Value stocks back in reckoning as note ban clouds earnings outlook
Brokerages show greater preference to shares of firms with low valuations, limited downside risks to earnings
New Year strategy notes from brokerage firms show greater preference for value stocks, especially shares of companies with low valuations and limited downside risks to earnings.
One example is a note by IIFL Institutional Equities that says, “We believe 2017 could see value stocks outperforming growth stocks as investors start to question the premium being paid for growth, which itself has, at least temporarily, become uncertain.”
Some, including IIFL, even added power and gas utilities to their overweight themes for 2017, citing their stable earnings potential. The consumer discretionary theme is mainly off the radar.
“We focus on sectors like public sector utilities especially in power (transmission) and gas sectors (transmission and distribution), where cost plus business models and assured post tax returns impart significant earnings stability. We also like OMCs, which are expected to show strong earnings going forward,” Antique Stock Broking Ltd said in a note. OMCs is short for oil marketing companies.
That is a remarkable shift for the market which is known for growth stocks. What explains the change in preference when the demonetisation-induced economic disruption is largely seen to be transient? It’s probably lack of clarity. Analysts are unsure how long the business disruption from the current cash crunch will last.
So, cuts in earnings estimates were modest, though many see downside risks. “Growth forecasts for FY17E/CY16E are clearly at risk due to the short-term cash shortage disruption. Risks to absolute earnings numbers for FY18E/CY17E are also on the downside, though growth numbers might not look too bad on the lowered base,” Jefferies said in a note.
As Kotak Institutional Equities points out in its 16 December strategy note, most growth stocks rerated significantly in recent years, making them unpalatable from a valuation perspective. But things from the earnings perspective are not rosy either. Demonetisation has punctured the consumption-led demand recovery thesis.
The risk emanates from what Jefferies terms as behavioural changes. The government crackdown on the informal economy can hit spending patterns of the people concerned as their incomes and wealth (in terms of real estate prices) will be hit. This can have adverse implications for the formal economy, says Jefferies. “To assume that the lasting impact of the anti-hidden wealth measures hurt only real estate demand and not demand for other consumer durables would be taking an overoptimistic view of the situation. We expect a general fall in risk appetite and willingness to spend,” adds the brokerage firm.

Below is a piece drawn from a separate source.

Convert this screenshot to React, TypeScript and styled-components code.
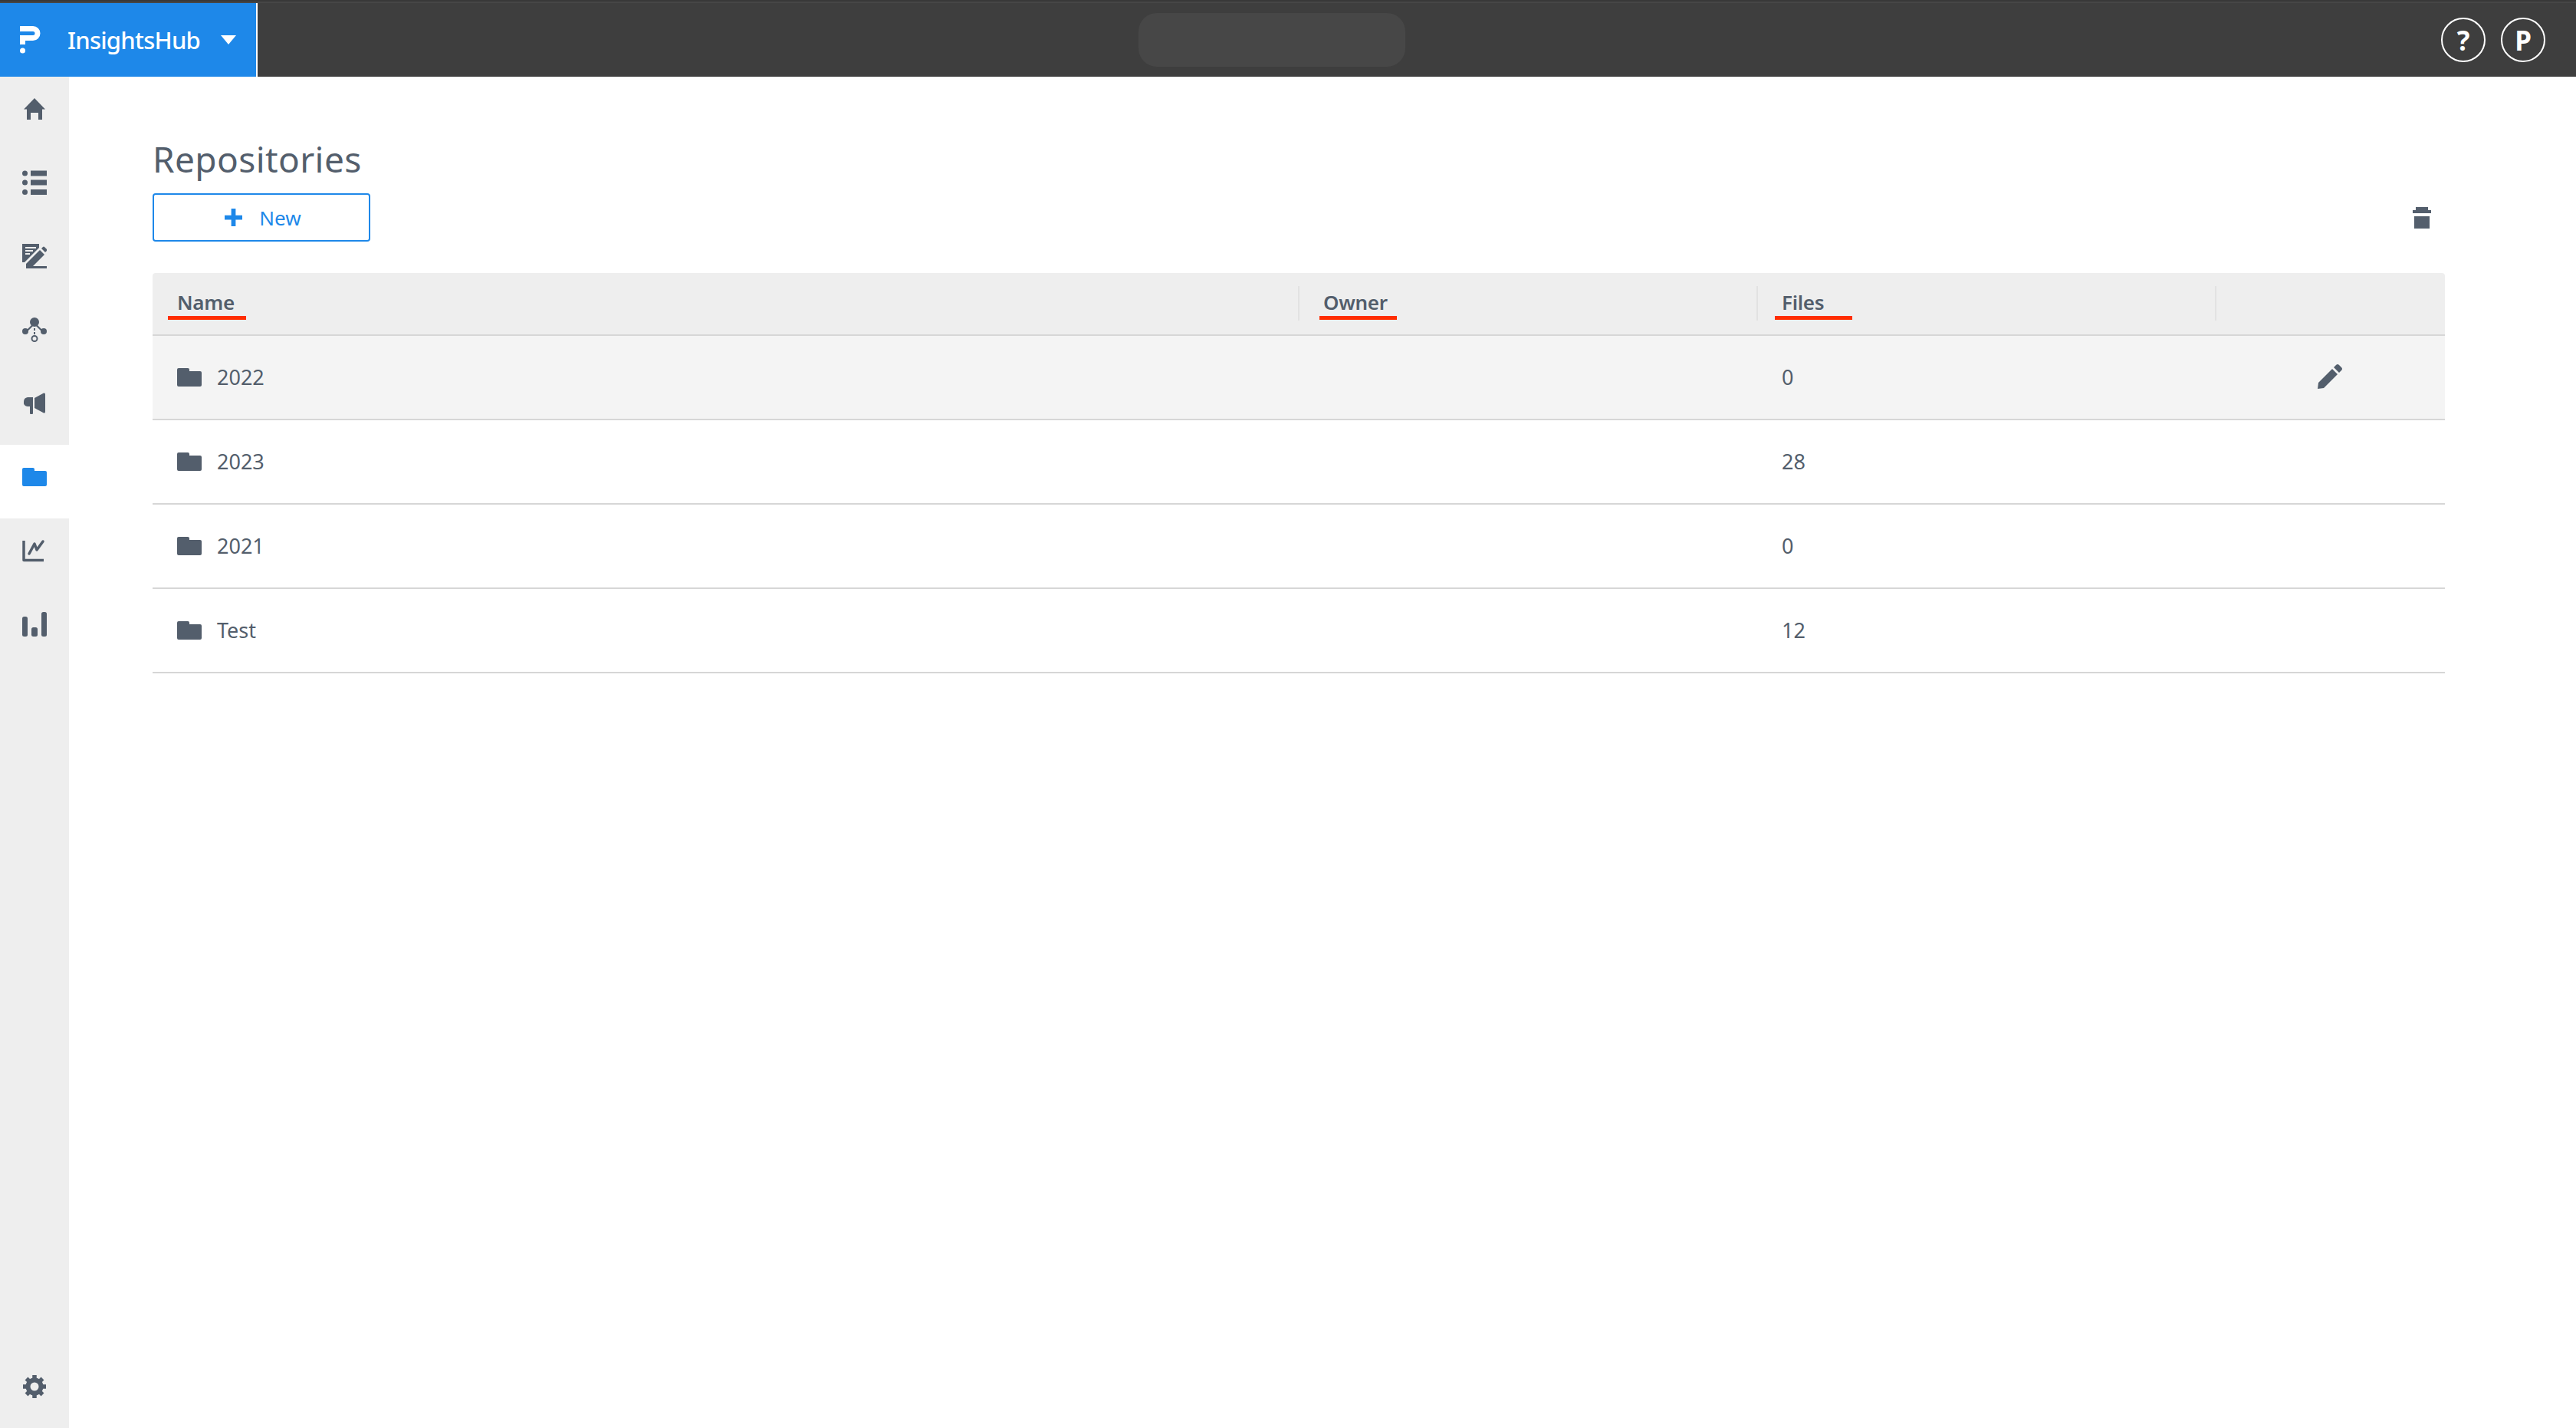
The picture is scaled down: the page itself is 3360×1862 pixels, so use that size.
import styled, { createGlobalStyle } from "styled-components";

const INK = "#535e6c";
const BLUE = "#1e88e9";

const GlobalStyle = createGlobalStyle`
  html, body {
    margin: 0;
    padding: 0;
    height: 100%;
    background: #fff;
    font-family: "Noto Sans", "Open Sans", sans-serif;
    color: ${INK};
  }
  * { box-sizing: border-box; }
`;

const Page = styled.div`
  display: flex;
  flex-direction: column;
  width: 3360px;
  height: 1862px;
  overflow: hidden;
`;

const TopBar = styled.header`
  display: flex;
  align-items: stretch;
  height: 100px;
  flex: none;
  padding-top: 2px;
  background: #3e3e3e;
  border-top: 2px solid #383838;
  box-shadow: inset 0 2px 0 #464646;
`;

const Brand = styled.div`
  display: flex;
  align-items: center;
  width: 336px;
  padding-left: 26px;
  background: ${BLUE};
  background-clip: padding-box;
  border-right: 2px solid #fff;
  color: #fff;
`;

const BrandName = styled.span`
  margin-left: 34px;
  font-size: 31px;
  font-weight: 500;
  letter-spacing: -0.75px;
`;

const Caret = styled.span`
  width: 0;
  height: 0;
  margin-left: 27px;
  border-left: 10px solid transparent;
  border-right: 10px solid transparent;
  border-top: 12px solid #fff;
`;

const TopCenter = styled.div`
  flex: 1;
  display: flex;
  align-items: center;
  padding-left: 1149px;
`;

const SearchPill = styled.div`
  width: 348px;
  height: 70px;
  border-radius: 24px;
  background: #474747;
`;

const TopActions = styled.div`
  display: flex;
  align-items: center;
  gap: 20px;
  padding-right: 40px;
`;

const RoundButton = styled.div`
  display: flex;
  align-items: center;
  justify-content: center;
  width: 58px;
  height: 58px;
  border: 2px solid #fff;
  border-radius: 50%;
  color: #fff;
  font-size: 35px;
  font-weight: 700;
`;

const Body = styled.div`
  flex: 1;
  display: flex;
  min-height: 0;
`;

const Sidebar = styled.nav`
  display: flex;
  flex-direction: column;
  width: 90px;
  flex: none;
  background: #eeeeee;
`;

const SideItem = styled.div<{ $active?: boolean; $bottom?: boolean }>`
  display: flex;
  align-items: center;
  justify-content: center;
  height: 96px;
  flex: none;
  padding-bottom: 12px;
  margin-top: ${({ $bottom }) => ($bottom ? "auto" : "0")};
  background: ${({ $active }) => ($active ? "#fff" : "transparent")};
  color: ${({ $active }) => ($active ? BLUE : INK)};
`;

const Main = styled.main`
  flex: 1;
  padding: 77px 171px 0 109px;
`;

const Title = styled.h1`
  margin: 0 0 15px;
  height: 60px;
  font-size: 46px;
  line-height: 60px;
  font-weight: 400;
  letter-spacing: 0.4px;
`;

const Toolbar = styled.div`
  display: flex;
  align-items: center;
  justify-content: space-between;
  padding-right: 18px;
  margin-bottom: 41px;
`;

const NewButton = styled.button`
  display: flex;
  align-items: center;
  justify-content: center;
  gap: 22px;
  width: 284px;
  height: 63px;
  padding: 0 0 0 4px;
  border: 2px solid ${BLUE};
  border-radius: 4px;
  background: #fff;
  color: ${BLUE};
  font: inherit;
  font-size: 26px;
`;

const Table = styled.div`
  display: flex;
  flex-direction: column;
`;

const Columns = styled.div`
  display: grid;
  grid-template-columns: 1494px 598px 598px 300px;
`;

const HeadRow = styled(Columns)`
  height: 82px;
  background: #eeeeee;
  border-bottom: 2px solid #d6d6d6;
  border-radius: 4px 4px 0 0;
`;

const HeadCell = styled.div<{ $first?: boolean }>`
  position: relative;
  display: flex;
  align-items: center;
  height: 45px;
  margin-top: 17px;
  padding: 0 0 4px ${({ $first }) => ($first ? "32px" : "31px")};
  border-left: ${({ $first }) => ($first ? "none" : "2px solid #e2e2e2")};
  font-size: 26px;
  font-weight: 600;
  letter-spacing: -0.3px;
`;

/* red marks drawn over the header labels */
const RedMark = styled.span<{ $left: number; $width: number }>`
  position: absolute;
  left: ${({ $left }) => $left}px;
  top: 39px;
  width: ${({ $width }) => $width}px;
  height: 5px;
  background: #ff2d00;
`;

const Row = styled(Columns)<{ $hover?: boolean }>`
  height: 110px;
  align-items: center;
  background: ${({ $hover }) => ($hover ? "#f4f4f4" : "#fff")};
  border-bottom: 2px solid #d6d6d6;
  font-size: 27px;
`;

const NameCell = styled.div`
  display: flex;
  align-items: center;
  gap: 20px;
  padding-left: 32px;
`;

const CellText = styled.span`
  display: block;
  padding-bottom: 2px;
`;

const FilesCell = styled.div`
  padding-left: 33px;
`;

const ActionCell = styled.div`
  display: flex;
  padding: 0 0 3px 134px;
`;

const FolderIcon = () => (
  <svg width="32" height="32" viewBox="0 0 32 32" fill="currentColor">
    <path d="M2 4h12a2 2 0 0 1 2 2v2h14a2 2 0 0 1 2 2v16a2 2 0 0 1-2 2H2a2 2 0 0 1-2-2V6a2 2 0 0 1 2-2z" />
  </svg>
);

const LogoMark = () => (
  <svg width="28" height="36" viewBox="0 0 28 36" fill="none">
    <path d="M0 3.500h17a6 6 0 0 1 0 12H3.500V24" stroke="#fff" strokeWidth="7" />
    <circle cx="3.500" cy="32" r="3.500" fill="#fff" />
  </svg>
);

const HomeIcon = () => (
  <svg width="32" height="32" viewBox="0 0 32 32" fill="currentColor">
    <path d="M16 2 30 16.500h-4V30h-5v-9H11v9H6V16.500H2z" />
  </svg>
);

const ListIcon = () => (
  <svg width="32" height="32" viewBox="0 0 32 32" fill="currentColor">
    <circle cx="3.500" cy="4" r="3.500" />
    <circle cx="3.500" cy="16" r="3.500" />
    <circle cx="3.500" cy="28.500" r="3.500" />
    <rect x="11" y="0.500" width="21" height="7" />
    <rect x="11" y="12.500" width="21" height="7" />
    <rect x="11" y="25" width="21" height="7" />
  </svg>
);

const NotesIcon = () => (
  <svg width="32" height="32" viewBox="0 0 32 32" fill="currentColor">
    <path
      fillRule="evenodd"
      d="M0 0h22v5L3 24H0zM4 4v2h14V4zM4 8v2h10V8zM4 12v2h6v-2z"
    />
    <path d="M5 32v-6L23 8l6 6-18 18z" />
    <path d="M25 6l2-2q1-1 2 0l3 3q1 1 0 2l-2 2z" />
    <rect x="11" y="29" width="21" height="3" />
  </svg>
);

const NetworkIcon = () => (
  <svg width="32" height="32" viewBox="0 0 32 32" fill="currentColor">
    <circle cx="16" cy="6" r="6" />
    <circle cx="4" cy="18" r="4" />
    <circle cx="28" cy="18" r="4" />
    <path d="M5 17 15 7l1.500 1.500L6.500 18.500zM27 17 17 7l-1.500 1.500 10 10z" />
    <rect x="15" y="14" width="2" height="3" />
    <rect x="15" y="19" width="2" height="3" />
    <circle cx="16" cy="27.500" r="3.500" fill="none" stroke="currentColor" strokeWidth="2" />
  </svg>
);

const MegaphoneIcon = () => (
  <svg width="28" height="28" viewBox="0 0 28 28" fill="currentColor">
    <path d="M14 7 26 0.500q2-.500 2 1.500v23q0 2-2 1.500L14 20z" />
    <path d="M5 6h7v21q0 1-1 1H9q-1 0-1-1v-9H5a5 5 0 0 1-5-6 6 6 0 0 1 5-6z" />
  </svg>
);

const ChartIcon = () => (
  <svg width="32" height="32" viewBox="0 0 32 32" fill="none" stroke="currentColor" strokeLinecap="round" strokeLinejoin="round">
    <path d="M2 3v25.500h26" strokeWidth="3.500" strokeLinecap="butt" />
    <path d="M9 20l7-13 3 8 8-11" strokeWidth="3.500" />
  </svg>
);

const BarsIcon = () => (
  <svg width="32" height="32" viewBox="0 0 32 32" fill="currentColor">
    <rect x="0" y="6" width="7" height="26" rx="2.500" />
    <rect x="12" y="20" width="8" height="12" rx="2.500" />
    <rect x="25" y="0" width="7" height="32" rx="2.500" />
  </svg>
);

const GearIcon = () => (
  <svg width="30" height="30" viewBox="0 0 30 30">
    <circle cx="15" cy="15" r="8.500" fill="none" stroke="currentColor" strokeWidth="6" />
    <g stroke="currentColor" strokeWidth="5.500">
      <path d="M15 0v5M15 25v5M0 15h5M25 15h5M4.500 4.500l3.500 3.500M22 22l3.500 3.500M25.500 4.500 22 8M8 22l-3.500 3.500" />
    </g>
  </svg>
);

const TrashIcon = () => (
  <svg width="24" height="28" viewBox="0 0 24 28" fill="currentColor">
    <path d="M4 0h16v4h4v4H0V4h4zM2 12h20v16H2z" />
  </svg>
);

const PencilIcon = () => (
  <svg width="32" height="32" viewBox="0 0 32 32" fill="currentColor">
    <path d="M0 32l1-8L19 6l7 7L8 31z" />
    <path d="M21 4l3-3q2-2 4 0l3 3q2 2 0 4l-3 3z" />
  </svg>
);

const PlusIcon = () => (
  <svg width="23" height="23" viewBox="0 0 24 24" fill="currentColor">
    <path d="M9 0h6v9h9v6h-9v9H9v-9H0V9h9z" />
  </svg>
);

const navItems = [
  { key: "home", icon: <HomeIcon /> },
  { key: "list", icon: <ListIcon /> },
  { key: "notes", icon: <NotesIcon /> },
  { key: "network", icon: <NetworkIcon /> },
  { key: "campaign", icon: <MegaphoneIcon /> },
  { key: "repos", icon: <FolderIcon />, active: true },
  { key: "chart", icon: <ChartIcon /> },
  { key: "bars", icon: <BarsIcon /> },
];

const repositories = [
  { name: "2022", files: 0, hover: true },
  { name: "2023", files: 28 },
  { name: "2021", files: 0 },
  { name: "Test", files: 12 },
];

export default function App() {
  return (
    <>
      <GlobalStyle />
      <Page>
        <TopBar>
          <Brand>
            <LogoMark />
            <BrandName>InsightsHub</BrandName>
            <Caret />
          </Brand>
          <TopCenter>
            <SearchPill />
          </TopCenter>
          <TopActions>
            <RoundButton>?</RoundButton>
            <RoundButton>P</RoundButton>
          </TopActions>
        </TopBar>
        <Body>
          <Sidebar>
            {navItems.map((item) => (
              <SideItem key={item.key} $active={item.active}>
                {item.icon}
              </SideItem>
            ))}
            <SideItem $bottom>
              <GearIcon />
            </SideItem>
          </Sidebar>
          <Main>
            <Title>Repositories</Title>
            <Toolbar>
              <NewButton>
                <PlusIcon />
                New
              </NewButton>
              <TrashIcon />
            </Toolbar>
            <Table>
              <HeadRow>
                <HeadCell $first>
                  Name
                  <RedMark $left={20} $width={102} />
                </HeadCell>
                <HeadCell>
                  Owner
                  <RedMark $left={26} $width={101} />
                </HeadCell>
                <HeadCell>
                  Files
                  <RedMark $left={22} $width={101} />
                </HeadCell>
                <HeadCell />
              </HeadRow>
              {repositories.map((repo) => (
                <Row key={repo.name} $hover={repo.hover}>
                  <NameCell>
                    <FolderIcon />
                    <CellText>{repo.name}</CellText>
                  </NameCell>
                  <div />
                  <FilesCell>
                    <CellText>{repo.files}</CellText>
                  </FilesCell>
                  <ActionCell>{repo.hover && <PencilIcon />}</ActionCell>
                </Row>
              ))}
            </Table>
          </Main>
        </Body>
      </Page>
    </>
  );
}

IIFL echoes the views. According to the broking firm, there is a loss of confidence among the (informal) businesses on future policy action and they may take time to regroup, delaying the return of normalcy and undermining economic activity. “Thus, it seems to us that on balance economic activity will not revert to the earlier trend immediately after liquidity is restored,” adds IIFL. “Recovery from demonetisation-led slowdown is likely to be gradual, with growth estimates taking a hit even in FY18 and not just in 3Q FY17.”
While the situation is still evolving, growth uncertainty is bringing value stocks back into reckoning.